Despite the fact that I predicted she would be crowned Goddess of Wisdom at Homecoming, Athena never picked me to occupy a coveted corner of her temple, nor to wear the Carolina Herrera-designed robes a priestess of Athena must be entitled/encouraged to don when spewing wisdom. But like fair Cassandra, I, too draw attention from the likes of Ajax the Lesser, or the Little (depending upon your degree of orthodoxy in translation). I, Cass, am doomed to brush elbows with little men; seriously, my elbows brush the tops of their heads. These Ajaxes the Littles see my 5’9ness as the perfect genetic donor, or in plain, non-prophet speak, as their shot at medium sized children.

And many years before the fall of Troy, I, Cass, a wiry Olive Oyl-like figure, leaned my bony elbows across a chain link fence and muttered “No, no they won’t make it to the Majors.” To which my companions guffawed, rolled the waistband of their pleated uniform skirts again and giggled louder at the boys throwing a baseball on the other side of the fence. “And if they do, which they won’t, do you really think they’ll be faithful to you?” They stared harder at me and tied the ends of their Oxford shirts tighter across their busts. And Shelly said, “Why do you always have to be such a know-it-all pain-in-the-ass?” as she hiked her skirt up and hopped the fence to retrieve Pete’s ball. She smiled at him, he grinned and then took the rest of us in with a swooping leer before spewing tobacco at her feet. “See Cass, it is true love,” the others clicked, before they too bounded over the fence to collect other stray balls. A year later, I was spending my free time with the mock trial team, and Shelly was pregnant with Pete’s twins. Pete hadn’t made it to the majors, but he was still swinging for Mister Tony’s Restaurant Monday nights and riding a lawnmower around the diamonds the rest of the week. The others, who still believed it was true love, simultaneously blamed me, as if my stray words crept up Shelly’s skirt, impregnated her, and landed Pete with Mister Tony instead of Mr. Steinbrenner. Not sure if Shelly, Pete, and the twins are still together. I hope they are, but if I was a disbelieved betting prophetess asked to comment on the matter, I’d guess….

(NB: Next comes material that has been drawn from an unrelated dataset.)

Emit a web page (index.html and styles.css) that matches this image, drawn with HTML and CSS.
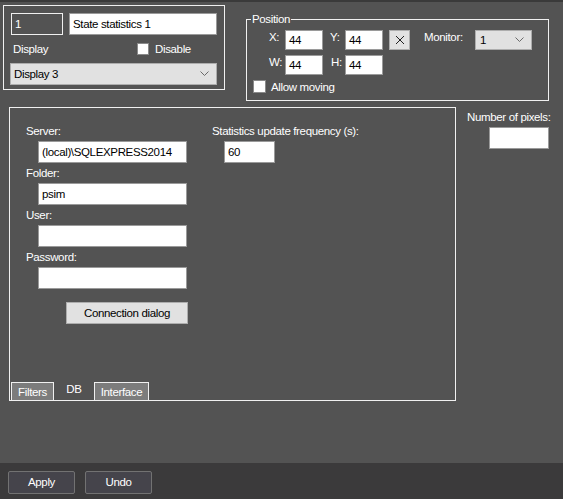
FILE: index.html
```html
<!DOCTYPE html>
<html>
<head>
<meta charset="utf-8">
<link rel="stylesheet" href="styles.css">
</head>
<body>
<div class="strip"></div>
<div class="top">
  <div class="box1">
    <div class="r1">
      <div class="idf">1</div>
      <div class="field namef">State statistics 1</div>
    </div>
    <div class="r2">
      <span class="displab">Display</span>
      <span class="chk"></span>
      <span class="chklab">Disable</span>
    </div>
    <div class="sel dispsel">
      <span>Display 3</span>
      <svg class="chev" width="9" height="6" viewBox="0 0 9 6"><path d="M0.5 0.5 L4.5 4.5 L8.5 0.5" fill="none" stroke="#6a6a6a" stroke-width="1"/></svg>
    </div>
  </div>
  <fieldset class="pos">
    <legend>Position</legend>
    <div class="prow">
      <span class="plab wx">X:</span>
      <div class="field num">44</div>
      <span class="plab wy">Y:</span>
      <div class="field num">44</div>
      <div class="xbtn"><svg width="10" height="10" viewBox="0 0 10 10"><path d="M1 1 L9 9 M9 1 L1 9" stroke="#222" stroke-width="1" fill="none"/></svg></div>
      <span class="plab mon">Monitor:</span>
      <div class="sel monsel">
        <span>1</span>
        <svg class="chev" width="9" height="6" viewBox="0 0 9 6"><path d="M0.5 0.5 L4.5 4.5 L8.5 0.5" fill="none" stroke="#6a6a6a" stroke-width="1"/></svg>
      </div>
    </div>
    <div class="prow prow2">
      <span class="plab wx">W:</span>
      <div class="field num">44</div>
      <span class="plab wh">H:</span>
      <div class="field num">44</div>
    </div>
    <div class="amrow">
      <span class="chk chk13"></span>
      <span class="amlab">Allow moving</span>
    </div>
  </fieldset>
</div>
<div class="main">
  <div class="panel">
    <div class="pcontent">
      <div class="lcol">
        <div class="flab">Server:</div>
        <div class="field wide">(local)\SQLEXPRESS2014</div>
        <div class="flab">Folder:</div>
        <div class="field wide">psim</div>
        <div class="flab">User:</div>
        <div class="field wide"></div>
        <div class="flab">Password:</div>
        <div class="field wide"></div>
        <div class="cbtn">Connection dialog</div>
      </div>
      <div class="rcol">
        <div class="flab">Statistics update frequency (s):</div>
        <div class="field freq">60</div>
      </div>
    </div>
    <div class="tabs">
      <div class="tab">Filters</div>
      <div class="tab active">DB</div>
      <div class="tab itab">Interface</div>
    </div>
  </div>
  <div class="side">
    <div class="flab">Number of pixels:</div>
    <div class="field pix"></div>
  </div>
</div>
<div class="bottom">
  <div class="bbtn">Apply</div>
  <div class="bbtn">Undo</div>
</div>
</body>
</html>
```
FILE: styles.css
```css
html, body {
  margin: 0;
  padding: 0;
}
body {
  width: 563px;
  height: 499px;
  overflow: hidden;
  background: #535353;
  font-family: "Liberation Sans", Arial, sans-serif;
  font-size: 11.5px;
  letter-spacing: -0.35px;
  color: #fff;
  display: flex;
  flex-direction: column;
}
.strip {
  height: 2px;
  background: #3a3a3a;
}
.top {
  display: flex;
  align-items: flex-start;
}
.box1 {
  margin: 3px 0 0 3px;
  width: 222px;
  height: 85px;
  box-sizing: border-box;
  border: 1px solid #f0f0f0;
  padding: 7px 0 0 6px;
}
.r1 {
  display: flex;
  gap: 6px;
  margin-left: 1px;
}
.idf {
  width: 52px;
  height: 22px;
  box-sizing: border-box;
  border: 1px solid #f0f0f0;
  padding-left: 3px;
  line-height: 20px;
  color: #fff;
}
.field {
  background: #fff;
  border: 1px solid #9a9a9a;
  box-sizing: border-box;
  color: #000;
  padding-left: 3px;
  white-space: nowrap;
  overflow: hidden;
}
.namef {
  width: 148px;
  height: 22px;
  line-height: 20px;
}
.r2 {
  display: flex;
  align-items: center;
  height: 28px;
  padding-left: 3px;
}
.displab {
  width: 124px;
}
.chk {
  width: 12px;
  height: 12px;
  box-sizing: border-box;
  background: #fff;
  border: 1px solid #8a8a8a;
}
.chklab {
  margin-left: 6px;
}
.sel {
  background: #e1e1e1;
  border: 1px solid #adadad;
  box-sizing: border-box;
  color: #000;
  display: flex;
  align-items: center;
  justify-content: space-between;
}
.dispsel {
  width: 207px;
  height: 22px;
  padding: 0 7px 0 3px;
}
.chev {
  display: block;
}
.pos {
  margin: 10px 0 0 21px;
  width: 303px;
  box-sizing: border-box;
  border: 1px solid #f0f0f0;
  padding: 4px 0 7px 6px;
  min-inline-size: 0;
}
.pos legend {
  padding: 0 1px;
  margin-left: -2px;
  line-height: 14px;
  color: #fff;
}
.prow {
  display: flex;
  align-items: flex-start;
  height: 20px;
  margin-left: 16px;
}
.prow2 {
  margin-top: 5px;
}
.plab {
  line-height: 14px;
}
.wx { width: 16px; }
.wy { width: 15px; margin-left: 7px; }
.wh { width: 14px; margin-left: 8px; }
.num {
  width: 38px;
  height: 20px;
  line-height: 18px;
}
.xbtn {
  margin-left: 6px;
  width: 21px;
  height: 20px;
  box-sizing: border-box;
  background: #e1e1e1;
  border: 1px solid #adadad;
  display: flex;
  align-items: center;
  justify-content: center;
}
.mon {
  margin-left: 14px;
  width: 51px;
}
.monsel {
  width: 57px;
  height: 20px;
  padding: 0 7px 0 4px;
}
.amrow {
  display: flex;
  align-items: center;
  margin-top: 5px;
  height: 13px;
}
.chk13 {
  width: 13px;
  height: 13px;
}
.amlab {
  margin-left: 5px;
}
.main {
  display: flex;
  align-items: flex-start;
  margin-top: 6px;
}
.panel {
  margin-left: 9px;
  width: 447px;
  height: 294px;
  box-sizing: border-box;
  border: 1px solid #f0f0f0;
  display: flex;
  flex-direction: column;
}
.pcontent {
  display: flex;
  padding: 16px 0 0 16px;
}
.lcol {
  width: 186px;
}
.flab {
  line-height: 14px;
  height: 14px;
  white-space: nowrap;
}
.lcol .field, .rcol .field {
  margin-top: 3px;
  margin-bottom: 3px;
  height: 22px;
  line-height: 20px;
}
.wide {
  margin-left: 12px;
  width: 149px;
}
.freq {
  margin-left: 12px;
  width: 51px;
}
.cbtn {
  margin: 13px 0 0 40px;
  width: 122px;
  height: 22px;
  box-sizing: border-box;
  background: #e1e1e1;
  border: 1px solid #adadad;
  color: #000;
  text-align: center;
  line-height: 20px;
}
.tabs {
  margin-top: auto;
  display: flex;
  align-items: flex-end;
  padding-left: 1px;
}
.tab {
  height: 18px;
  box-sizing: border-box;
  border: 1px solid #f0f0f0;
  border-bottom: none;
  background: #7c7c7c;
  color: #fff;
  text-align: center;
  line-height: 18px;
  width: 43px;
}
.tab.active {
  width: 40px;
  border: none;
  background: transparent;
  line-height: 14px;
}
.itab {
  width: 55px;
}
.side {
  margin-left: 11px;
  padding-top: 3px;
}
.pix {
  margin: 3px 0 0 22px;
  width: 60px;
  height: 22px;
}
.bottom {
  margin-top: auto;
  height: 36px;
  background: #3b3a3b;
  display: flex;
  gap: 10px;
  padding: 8px 0 0 8px;
  box-sizing: border-box;
}
.bbtn {
  width: 67px;
  height: 23px;
  box-sizing: border-box;
  background: #45444b;
  border: 1px solid #727272;
  border-radius: 2px;
  color: #fff;
  text-align: center;
  line-height: 21px;
}
```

And my teenage prophetic powers weren’t limited to the sunshine task of predicting doomed relationships. Like my Trojan predecessor, I foresaw the collapse of the place of my birth, perhaps without the same epic inducing ripple effect as the fall of Troy. So yes, I, Cass, predicted that the gigantic wooden horse that appeared at the city’s gates was full (not of blood-thirsty Romans bent on rape and pillaging) of kick-back hungry politicians and their cronies who bled my birth city of its youth, businesses, and fortune. Unlike Cassandra, my prophecies did not land me in a maximum-security tower without a key, but rather on the road in search of a job in neither a restaurant nor a beauty parlor. And I thundered my way down the Garden State Parkway for a brief respite in the Boss’s state. But visions and a modest salary propelled me across the Hudson and onto the most expensive island in all of Greece, ahem, (because even prophetesses need to clear their throats at times) America.

On this island there is an axis, and at this axis there is a station, and this station pours forth commuters onto the anger-management or nervous-breakdown-inducing (depending upon one’s predisposition) streets of Midtown. In this station, there are tunnels and merchants peddling their price-inflated wares, and in these tunnels, I stumbled upon the blind prophet Tiresias fresh off the midnight train from Georgia. And this brings me to the present, or as much of a present as any prophetess is entitled.